Но концерт состоялся, хотя и очень мало было зрителей. Теперь отдел культуры «юденрата» собирается создавать театр.
Вчера ночью бомбили.
Мы уже лежали, когда вдруг от страшного взрыва задребезжали стекла. Мы соскочили в испуге — думали, что взрывают гетто. Снова грохнуло. Кто-то крикнул: "Бомбы!"
Ура! Нас освобождают! Но мама уверяет, что одна бомбежка еще ничего не изменит. Так что ж, получат больше бомб! Этого им никто не пожалеет!
Генсас с полицейскими совсем взбесились. Заметив в окне даже огонек от папиросы, швыряют камень. Взрываются бомбы, сыплются стекла, свистят полицейские — настоящее светопреставление. А мне совсем не страшно. Наоборот.
Внезапно стихло. Самолеты улетели, и мы снова остались одни, взаперти, в лапах врага.
Самолеты вернулись еще раз, где-то далеко несколько раз глухо рвануло, и опять наступила цепенящая тишина.
Оказывается, одна бомба упала недалеко от гетто.

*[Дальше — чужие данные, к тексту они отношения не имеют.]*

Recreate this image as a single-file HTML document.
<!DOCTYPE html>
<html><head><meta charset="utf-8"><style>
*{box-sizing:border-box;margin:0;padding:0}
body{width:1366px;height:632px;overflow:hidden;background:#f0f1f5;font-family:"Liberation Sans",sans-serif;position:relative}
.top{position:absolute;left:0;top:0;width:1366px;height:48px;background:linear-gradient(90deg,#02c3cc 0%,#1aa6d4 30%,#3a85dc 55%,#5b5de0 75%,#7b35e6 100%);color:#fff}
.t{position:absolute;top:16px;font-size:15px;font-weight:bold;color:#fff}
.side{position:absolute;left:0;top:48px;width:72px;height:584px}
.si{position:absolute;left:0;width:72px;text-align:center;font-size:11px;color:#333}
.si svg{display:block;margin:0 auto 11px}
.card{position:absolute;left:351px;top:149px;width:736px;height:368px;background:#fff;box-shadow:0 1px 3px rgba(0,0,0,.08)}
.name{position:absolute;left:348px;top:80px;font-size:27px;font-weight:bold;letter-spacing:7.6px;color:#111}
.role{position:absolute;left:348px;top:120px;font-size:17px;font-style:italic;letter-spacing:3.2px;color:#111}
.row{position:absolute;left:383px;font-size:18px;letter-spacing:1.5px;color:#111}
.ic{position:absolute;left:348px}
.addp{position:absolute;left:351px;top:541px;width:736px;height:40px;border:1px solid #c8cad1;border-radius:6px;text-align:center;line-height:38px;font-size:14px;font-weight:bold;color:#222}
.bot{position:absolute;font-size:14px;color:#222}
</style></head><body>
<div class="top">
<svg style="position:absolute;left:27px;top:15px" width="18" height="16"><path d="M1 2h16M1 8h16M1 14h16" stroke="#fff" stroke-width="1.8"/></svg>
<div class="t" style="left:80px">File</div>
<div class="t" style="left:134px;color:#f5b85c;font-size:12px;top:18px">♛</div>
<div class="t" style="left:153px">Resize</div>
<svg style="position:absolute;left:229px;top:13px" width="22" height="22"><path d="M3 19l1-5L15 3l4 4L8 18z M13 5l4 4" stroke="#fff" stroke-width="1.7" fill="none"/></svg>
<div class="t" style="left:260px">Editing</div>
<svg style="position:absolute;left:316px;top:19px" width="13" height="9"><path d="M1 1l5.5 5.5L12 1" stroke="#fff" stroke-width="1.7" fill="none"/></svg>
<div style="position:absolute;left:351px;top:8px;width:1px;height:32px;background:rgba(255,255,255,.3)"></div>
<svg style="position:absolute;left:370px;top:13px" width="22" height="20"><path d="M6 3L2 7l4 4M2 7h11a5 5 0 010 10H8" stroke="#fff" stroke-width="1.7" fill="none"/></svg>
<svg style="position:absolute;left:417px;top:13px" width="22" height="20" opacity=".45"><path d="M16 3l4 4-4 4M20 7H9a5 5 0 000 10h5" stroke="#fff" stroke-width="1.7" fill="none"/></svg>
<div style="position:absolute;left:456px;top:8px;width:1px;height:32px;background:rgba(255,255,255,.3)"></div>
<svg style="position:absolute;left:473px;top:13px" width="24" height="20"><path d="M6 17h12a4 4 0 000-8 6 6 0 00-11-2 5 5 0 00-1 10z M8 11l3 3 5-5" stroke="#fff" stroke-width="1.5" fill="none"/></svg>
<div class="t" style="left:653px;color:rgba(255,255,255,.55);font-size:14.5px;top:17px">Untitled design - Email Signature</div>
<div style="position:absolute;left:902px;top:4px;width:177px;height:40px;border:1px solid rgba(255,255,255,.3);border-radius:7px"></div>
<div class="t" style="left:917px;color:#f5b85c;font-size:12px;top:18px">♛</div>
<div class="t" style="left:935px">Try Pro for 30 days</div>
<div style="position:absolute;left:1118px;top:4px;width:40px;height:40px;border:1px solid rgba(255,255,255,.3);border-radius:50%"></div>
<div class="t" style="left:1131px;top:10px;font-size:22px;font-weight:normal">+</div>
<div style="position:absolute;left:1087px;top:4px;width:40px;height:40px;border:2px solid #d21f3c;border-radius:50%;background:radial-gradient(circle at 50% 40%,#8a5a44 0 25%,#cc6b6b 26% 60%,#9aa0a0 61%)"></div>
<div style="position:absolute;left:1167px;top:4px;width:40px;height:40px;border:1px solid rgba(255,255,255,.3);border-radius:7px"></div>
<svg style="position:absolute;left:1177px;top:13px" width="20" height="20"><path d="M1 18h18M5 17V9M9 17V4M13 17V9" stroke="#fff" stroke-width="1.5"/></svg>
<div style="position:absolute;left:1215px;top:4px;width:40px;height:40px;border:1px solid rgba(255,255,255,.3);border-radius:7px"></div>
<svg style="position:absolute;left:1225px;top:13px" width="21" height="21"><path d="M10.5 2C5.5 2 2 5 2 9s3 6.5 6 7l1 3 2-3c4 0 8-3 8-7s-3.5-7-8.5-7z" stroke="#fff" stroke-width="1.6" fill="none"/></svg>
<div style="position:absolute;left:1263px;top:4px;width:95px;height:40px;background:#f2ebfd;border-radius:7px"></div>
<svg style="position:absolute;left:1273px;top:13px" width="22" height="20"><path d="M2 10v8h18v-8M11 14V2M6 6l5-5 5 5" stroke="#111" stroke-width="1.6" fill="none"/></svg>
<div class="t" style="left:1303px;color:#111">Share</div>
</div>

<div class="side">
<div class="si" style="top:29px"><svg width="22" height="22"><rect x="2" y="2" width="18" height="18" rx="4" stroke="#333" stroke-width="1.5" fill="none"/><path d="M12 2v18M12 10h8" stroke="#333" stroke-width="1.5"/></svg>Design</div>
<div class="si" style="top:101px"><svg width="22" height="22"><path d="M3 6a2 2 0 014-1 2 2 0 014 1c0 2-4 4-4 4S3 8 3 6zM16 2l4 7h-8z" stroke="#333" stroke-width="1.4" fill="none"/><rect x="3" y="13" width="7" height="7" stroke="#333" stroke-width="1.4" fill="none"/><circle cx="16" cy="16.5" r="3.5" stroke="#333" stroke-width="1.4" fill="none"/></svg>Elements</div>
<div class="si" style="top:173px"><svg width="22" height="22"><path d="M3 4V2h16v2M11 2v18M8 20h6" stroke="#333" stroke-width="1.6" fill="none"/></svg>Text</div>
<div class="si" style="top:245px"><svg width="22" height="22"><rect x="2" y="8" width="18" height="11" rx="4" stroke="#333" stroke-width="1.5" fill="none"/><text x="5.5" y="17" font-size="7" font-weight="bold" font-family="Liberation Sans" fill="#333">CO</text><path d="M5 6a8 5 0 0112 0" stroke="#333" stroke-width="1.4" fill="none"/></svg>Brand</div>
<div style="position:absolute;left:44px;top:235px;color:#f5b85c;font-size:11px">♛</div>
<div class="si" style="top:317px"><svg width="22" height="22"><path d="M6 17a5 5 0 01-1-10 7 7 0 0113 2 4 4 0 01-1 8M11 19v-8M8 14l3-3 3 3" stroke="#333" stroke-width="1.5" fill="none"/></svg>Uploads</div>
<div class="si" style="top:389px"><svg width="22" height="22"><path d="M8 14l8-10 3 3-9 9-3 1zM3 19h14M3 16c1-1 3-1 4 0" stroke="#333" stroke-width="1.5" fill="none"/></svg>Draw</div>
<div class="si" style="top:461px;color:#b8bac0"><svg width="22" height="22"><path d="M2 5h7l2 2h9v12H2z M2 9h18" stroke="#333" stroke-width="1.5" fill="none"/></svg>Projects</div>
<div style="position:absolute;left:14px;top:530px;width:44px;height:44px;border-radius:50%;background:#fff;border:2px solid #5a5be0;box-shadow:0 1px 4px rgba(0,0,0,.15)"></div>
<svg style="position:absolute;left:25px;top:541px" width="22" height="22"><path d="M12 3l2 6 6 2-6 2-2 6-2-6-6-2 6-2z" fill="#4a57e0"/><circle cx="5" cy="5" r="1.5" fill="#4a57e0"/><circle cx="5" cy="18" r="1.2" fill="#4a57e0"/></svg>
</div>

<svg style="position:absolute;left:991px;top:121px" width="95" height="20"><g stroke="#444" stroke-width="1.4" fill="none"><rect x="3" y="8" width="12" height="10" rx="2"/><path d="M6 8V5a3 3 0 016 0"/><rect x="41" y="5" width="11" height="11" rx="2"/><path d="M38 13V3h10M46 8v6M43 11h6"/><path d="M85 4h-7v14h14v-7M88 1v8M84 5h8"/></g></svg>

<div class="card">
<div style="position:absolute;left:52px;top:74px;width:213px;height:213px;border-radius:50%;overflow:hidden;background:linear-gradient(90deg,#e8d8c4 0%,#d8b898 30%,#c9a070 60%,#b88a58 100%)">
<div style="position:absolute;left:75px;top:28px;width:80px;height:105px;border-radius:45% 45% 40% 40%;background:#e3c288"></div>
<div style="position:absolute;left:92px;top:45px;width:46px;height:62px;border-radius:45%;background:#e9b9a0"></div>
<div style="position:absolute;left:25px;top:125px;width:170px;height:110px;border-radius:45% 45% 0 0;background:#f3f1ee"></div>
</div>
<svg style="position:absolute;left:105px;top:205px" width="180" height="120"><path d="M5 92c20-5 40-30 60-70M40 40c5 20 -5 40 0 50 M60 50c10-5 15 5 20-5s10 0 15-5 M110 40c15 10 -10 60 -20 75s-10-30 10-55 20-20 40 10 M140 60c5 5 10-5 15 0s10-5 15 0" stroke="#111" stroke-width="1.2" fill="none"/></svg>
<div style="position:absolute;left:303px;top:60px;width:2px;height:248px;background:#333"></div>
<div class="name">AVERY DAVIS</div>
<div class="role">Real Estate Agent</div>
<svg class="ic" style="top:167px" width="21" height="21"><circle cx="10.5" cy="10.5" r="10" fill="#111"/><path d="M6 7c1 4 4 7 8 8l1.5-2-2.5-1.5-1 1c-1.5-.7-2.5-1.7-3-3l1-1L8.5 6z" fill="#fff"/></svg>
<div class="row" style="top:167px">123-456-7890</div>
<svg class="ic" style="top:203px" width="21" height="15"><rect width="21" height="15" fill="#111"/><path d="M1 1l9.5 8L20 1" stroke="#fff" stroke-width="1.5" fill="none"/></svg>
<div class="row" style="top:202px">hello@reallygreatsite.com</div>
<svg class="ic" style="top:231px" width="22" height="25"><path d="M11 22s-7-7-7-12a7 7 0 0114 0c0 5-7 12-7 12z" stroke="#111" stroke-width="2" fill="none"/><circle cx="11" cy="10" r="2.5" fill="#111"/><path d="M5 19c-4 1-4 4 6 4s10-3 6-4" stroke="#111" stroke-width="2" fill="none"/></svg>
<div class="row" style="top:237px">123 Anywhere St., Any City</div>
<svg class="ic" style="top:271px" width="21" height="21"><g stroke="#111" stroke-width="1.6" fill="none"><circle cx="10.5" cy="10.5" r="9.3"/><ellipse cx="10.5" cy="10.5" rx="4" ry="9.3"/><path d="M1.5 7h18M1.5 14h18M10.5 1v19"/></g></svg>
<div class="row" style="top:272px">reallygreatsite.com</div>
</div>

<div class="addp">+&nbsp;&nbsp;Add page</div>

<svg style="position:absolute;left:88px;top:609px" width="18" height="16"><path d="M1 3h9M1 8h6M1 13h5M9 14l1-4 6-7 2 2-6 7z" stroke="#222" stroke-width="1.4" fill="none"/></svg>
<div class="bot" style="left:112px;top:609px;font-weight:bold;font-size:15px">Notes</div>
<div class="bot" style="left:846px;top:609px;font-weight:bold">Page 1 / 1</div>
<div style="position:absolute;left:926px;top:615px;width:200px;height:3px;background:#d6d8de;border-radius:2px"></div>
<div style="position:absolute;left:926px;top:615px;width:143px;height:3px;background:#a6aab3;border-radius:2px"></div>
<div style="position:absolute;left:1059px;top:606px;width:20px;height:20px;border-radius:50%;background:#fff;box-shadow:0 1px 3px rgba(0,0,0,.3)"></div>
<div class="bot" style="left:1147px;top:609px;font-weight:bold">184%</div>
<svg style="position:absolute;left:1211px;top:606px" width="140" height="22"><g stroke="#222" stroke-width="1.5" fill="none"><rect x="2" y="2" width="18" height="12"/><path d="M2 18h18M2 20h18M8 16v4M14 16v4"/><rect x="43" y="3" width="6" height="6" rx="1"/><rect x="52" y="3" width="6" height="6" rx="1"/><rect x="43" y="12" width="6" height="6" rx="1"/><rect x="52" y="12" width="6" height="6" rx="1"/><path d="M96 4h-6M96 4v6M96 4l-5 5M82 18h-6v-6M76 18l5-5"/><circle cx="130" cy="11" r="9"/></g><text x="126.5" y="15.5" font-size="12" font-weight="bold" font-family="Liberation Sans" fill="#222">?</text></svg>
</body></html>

Около полудня примчался рассвирепевший Нойгебоер. Кто-то ему сообщил, что ночью из гетто были выпущены белые ракеты. Значит, здесь знали о прилете самолетов и ждали их: евреи подали большевикам знак, помогли им сориентироваться, осветили город. Виновных он искать не станет. За такую измену ответят все. Он сам, собственноручно подожжет гетто: "Пусть евреи, сгорая, светят своим друзьям-коммунистам".